Bentham was the main freelance presenter for BBC Radio 5 Sports Extra covering Champions League, Premiership Football, Rugby League, Rugby Union, Wimbledon Tennis and Test Match Cricket until 2009.

==Awards==
Bentham was the main presenter when BBC Hereford & Worcester won three Sony Radio Academy Gold Awards. He also won the Frank Gillard BBC Local Radio Silver Award with fellow BBC Hereford and Worcester presenter Toni McDonald.

==Charity Work & Challenges==
Bentham took part in a challenge to offset his carbon footprint which involved planting over a thousand new trees.
He raised £9000 in 2010 for the bereavement counselling charity 'Noah's Ark Trust' by cycling around Herefordshire and Worcestershire for five days.

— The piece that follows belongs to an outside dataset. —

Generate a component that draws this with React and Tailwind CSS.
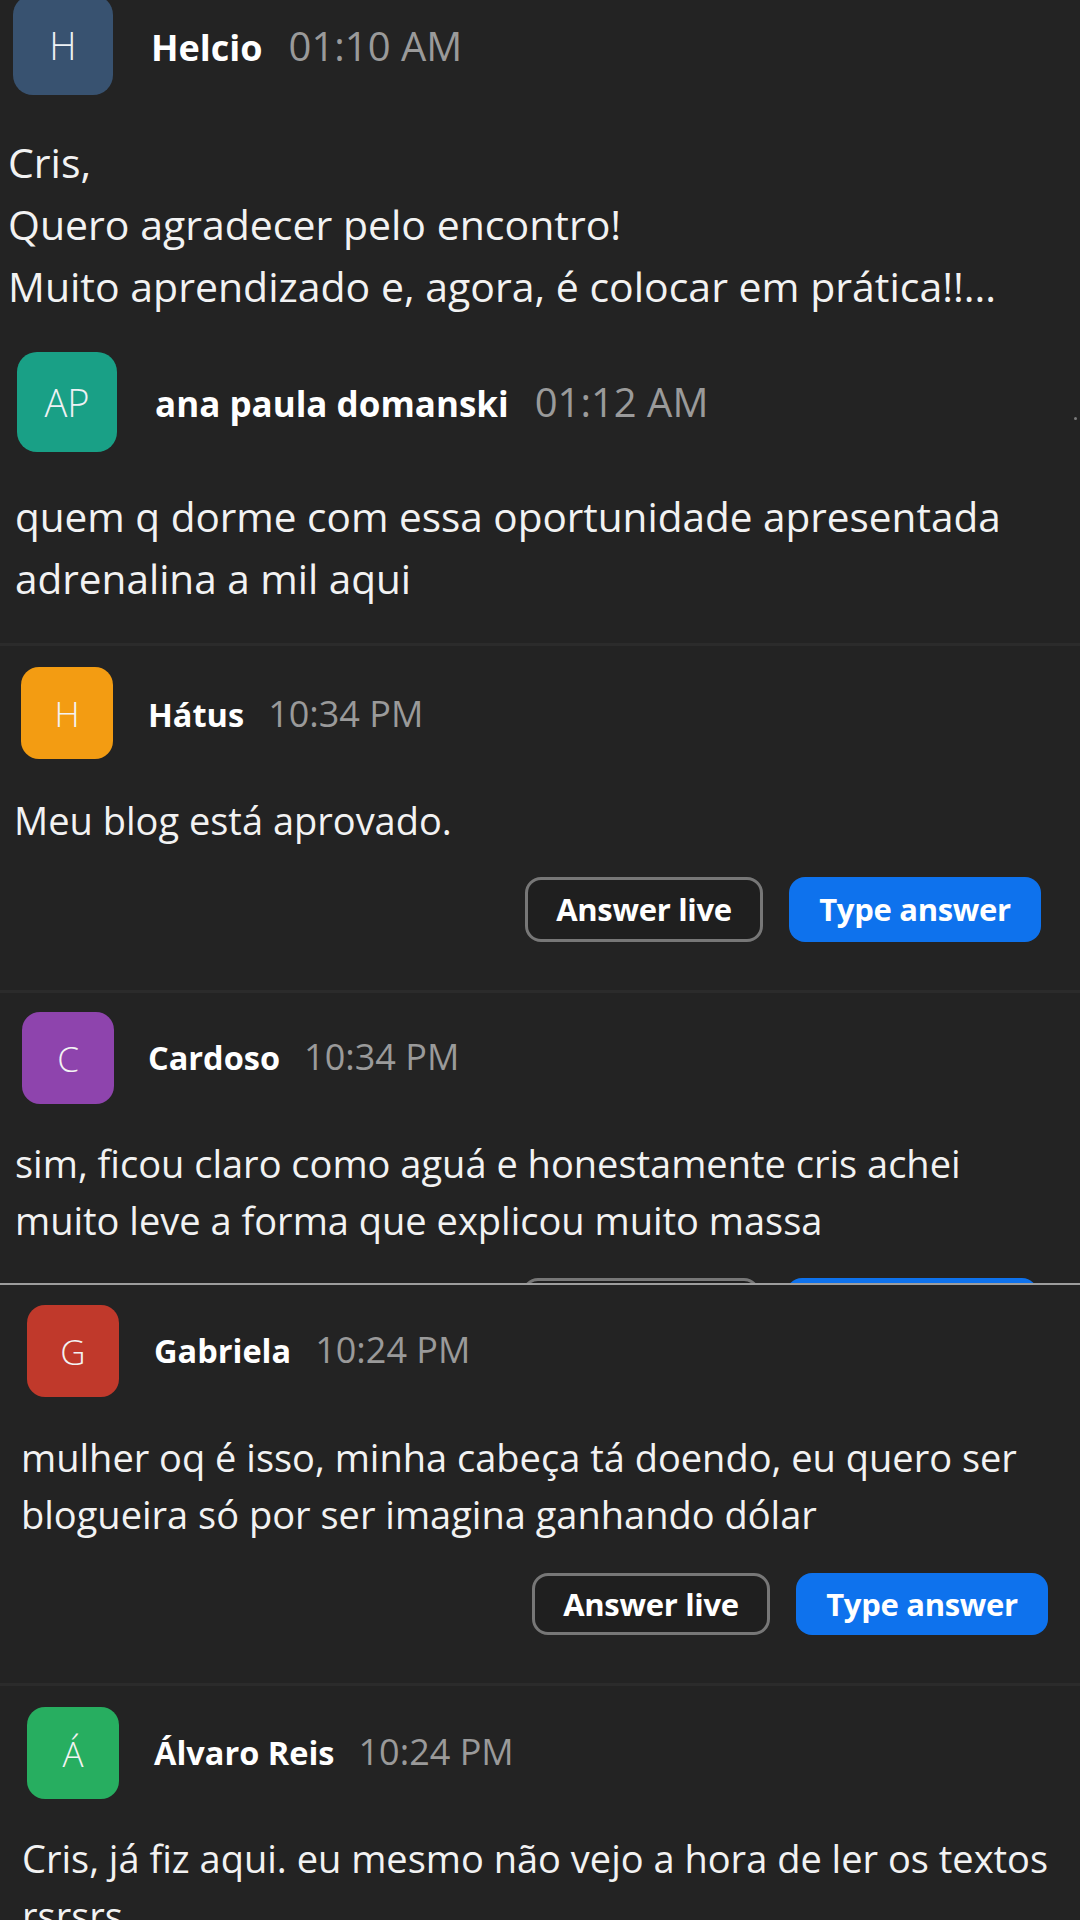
import React from "react";

function Header({ avatarCls, letter, letterCls, name, time, nameCls, timeCls, boxCls, dot }) {
  return (
    <div className="flex items-start">
      <div className={`flex shrink-0 items-center justify-center ${avatarCls}`}>
        <span className={letterCls}>{letter}</span>
      </div>
      <div className={`flex items-baseline ${boxCls}`}>
        <span className={nameCls}>{name}</span>
        <span className={timeCls}>{time}</span>
      </div>
      {dot && <div className="ml-auto mr-[3px] mt-[65px] h-[3px] w-[3px] rounded-full bg-[#7a7a7a]" />}
    </div>
  );
}

function Msg({ lines, cls }) {
  return (
    <div className={cls}>
      {lines.map((l, i) => (
        <div key={i} className="whitespace-nowrap">
          {l}
        </div>
      ))}
    </div>
  );
}

function Buttons({ cls, hCls }) {
  return (
    <div className={`flex justify-end gap-[26px] ${cls}`}>
      <div className={`flex w-[238px] items-center justify-center rounded-[16px] border-[3px] border-[#777777] bg-[#1f1f1f] text-[31px] font-bold leading-none tracking-[-0.3px] text-white ${hCls}`}>
        Answer live
      </div>
      <div className={`flex w-[252px] items-center justify-center rounded-[16px] bg-[#0e72ed] text-[31px] font-bold leading-none tracking-[-0.3px] text-white ${hCls}`}>
        Type answer
      </div>
    </div>
  );
}

const bigName = "text-[36px] leading-none font-bold text-white";
const bigTime = "ml-[26px] text-[40px] leading-none text-[#9a9a9a]";
const smallName = "text-[32.5px] leading-none font-bold text-white";
const smallTime = "ml-[24px] text-[36px] leading-none text-[#9a9a9a]";
const bigLetter = "text-[38px] leading-none font-light text-[#eef1f4]";
const smallLetter = "text-[35px] leading-none font-light text-[#f3f3f3]";

export default function App() {
  return (
    <div className="h-[1920px] w-[1080px] overflow-hidden bg-[#232323] font-['Open_Sans','Noto_Sans',sans-serif] text-[#f2f2f2]">
      {/* Helcio */}
      <section>
        <Header
          avatarCls="-mt-[5px] ml-[13px] h-[100px] w-[100px] rounded-[20px] bg-[#385270]"
          letter="H"
          letterCls={bigLetter}
          name="Helcio"
          time="01:10 AM"
          nameCls={bigName}
          timeCls={bigTime}
          boxCls="ml-[38px] mt-[26px]"
        />
        <Msg
          cls="ml-[8px] mt-[36px] text-[41px] leading-[62px]"
          lines={["Cris,", "Quero agradecer pelo encontro!", "Muito aprendizado e, agora, é colocar em prática!!..."]}
        />
      </section>

      {/* ana paula */}
      <section className="pb-[33px] pt-[35px]">
        <Header
          avatarCls="ml-[17px] h-[100px] w-[100px] rounded-[20px] bg-[#19a086]"
          letter="AP"
          letterCls={bigLetter}
          name="ana paula domanski"
          time="01:12 AM"
          nameCls="text-[35px] leading-none font-bold text-white"
          timeCls={bigTime}
          boxCls="ml-[38px] mt-[30px]"
          dot
        />
        <Msg
          cls="ml-[15px] mt-[34px] text-[40.5px] leading-[62px]"
          lines={["quem q dorme com essa oportunidade apresentada", "adrenalina a mil aqui"]}
        />
      </section>

      <div className="h-[3px] bg-[#2b2b2b]" />

      {/* Hátus */}
      <section className="pb-[48px] pt-[21px]">
        <Header
          avatarCls="ml-[21px] h-[92px] w-[92px] rounded-[18px] bg-[#f39c12]"
          letter="H"
          letterCls={smallLetter}
          name="Hátus"
          time="10:34 PM"
          nameCls={smallName}
          timeCls={smallTime}
          boxCls="ml-[35px] mt-[29px]"
        />
        <Msg cls="ml-[14px] mt-[33px] text-[38px] leading-[57px]" lines={["Meu blog está aprovado."]} />
        <Buttons cls="mr-[39px] mt-[28px]" hCls="h-[65px]" />
      </section>

      <div className="h-[3px] bg-[#2b2b2b]" />

      {/* Cardoso */}
      <section className="h-[290px] overflow-hidden pt-[19px]">
        <Header
          avatarCls="ml-[22px] h-[92px] w-[92px] rounded-[18px] bg-[#8e44ad]"
          letter="C"
          letterCls={smallLetter}
          name="Cardoso"
          time="10:34 PM"
          nameCls={smallName}
          timeCls={smallTime}
          boxCls="ml-[34px] mt-[27px]"
        />
        <Msg
          cls="ml-[15px] mt-[31px] text-[38px] leading-[57px]"
          lines={["sim, ficou claro como aguá e honestamente cris achei", "muito leve a forma que explicou muito massa"]}
        />
        <Buttons cls="mr-[42px] mt-[29px]" hCls="h-[65px]" />
      </section>

      <div className="h-[2px] bg-[#9d9d9d]" />

      {/* Gabriela */}
      <section className="pb-[48px] pt-[20px]">
        <Header
          avatarCls="ml-[27px] h-[92px] w-[92px] rounded-[18px] bg-[#c0392b]"
          letter="G"
          letterCls={smallLetter}
          name="Gabriela"
          time="10:24 PM"
          nameCls={smallName}
          timeCls={smallTime}
          boxCls="ml-[35px] mt-[27px]"
        />
        <Msg
          cls="ml-[21px] mt-[32px] text-[38px] leading-[57px]"
          lines={["mulher oq é isso, minha cabeça tá doendo, eu quero ser", "blogueira só por ser imagina ganhando dólar"]}
        />
        <Buttons cls="mr-[32px] mt-[30px]" hCls="h-[62px]" />
      </section>

      <div className="h-[3px] bg-[#2b2b2b]" />

      {/* Álvaro */}
      <section className="pt-[21px]">
        <Header
          avatarCls="ml-[27px] h-[92px] w-[92px] rounded-[18px] bg-[#27ae60]"
          letter="Á"
          letterCls={smallLetter}
          name="Álvaro Reis"
          time="10:24 PM"
          nameCls={smallName}
          timeCls={smallTime}
          boxCls="ml-[35px] mt-[27px]"
        />
        <Msg
          cls="ml-[22px] mt-[31px] text-[38px] leading-[57px]"
          lines={["Cris, já fiz aqui. eu mesmo não vejo a hora de ler os textos", "rsrsrs"]}
        />
      </section>
    </div>
  );
}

==Sports Presentation & Stadium Announcer==
Bentham is a world-class stadium announcer and was the voice of the Hockey Competitions at the 2012, 2016, 2020 & 2024 Olympic Games in London, Rio de Janeiro, Tokyo and Paris. He was the announcer for five matches at the 2015 Rugby Union World Cup including the two record breaking attendances at Wembley Stadium in that competition. He was the voice of the European Rugby Champions and Challenge Cup Finals in Bilbao in 2018. He has also hosted Paralympic Games Wheelchair Rugby, 7-a-side Football and Para-Badminton; he is the leading badminton announcer in the English speaking world and was the host of the BWF Badminton World Championships in 2011 & 2017, and has worked for the England & Wales Cricket Board and British Rowing and many other National Governing Bodies.
He was the stadium announcer for Bath Rugby from 2017 to 2022, a role he previously performed for the Worcester Warriors. He was also the announcer for the 2023 Pan American Games in Santiago, Chile and voiced the 2002 Hockey Competition at the Commonwealth Games in Manchester.

==Personal life==
Bentham was born in Bedford in 1965. In 1984, he studied geography and sociology at Birmingham University and later returned to the university to complete a Post-Graduate Certificate in Primary Education. He currently lives in Worcestershire.

==6-a-Side World Cup==
In 2019 Howard was announced as the Stadium Announcer for 6 a side World Cup Cup in Crete run by the Socca Federation, with the assistance of UK 6 a side football giants Leisure Leagues he was the lead announcer throughout the World Cup, which was won by Russia, beating Poland in the final.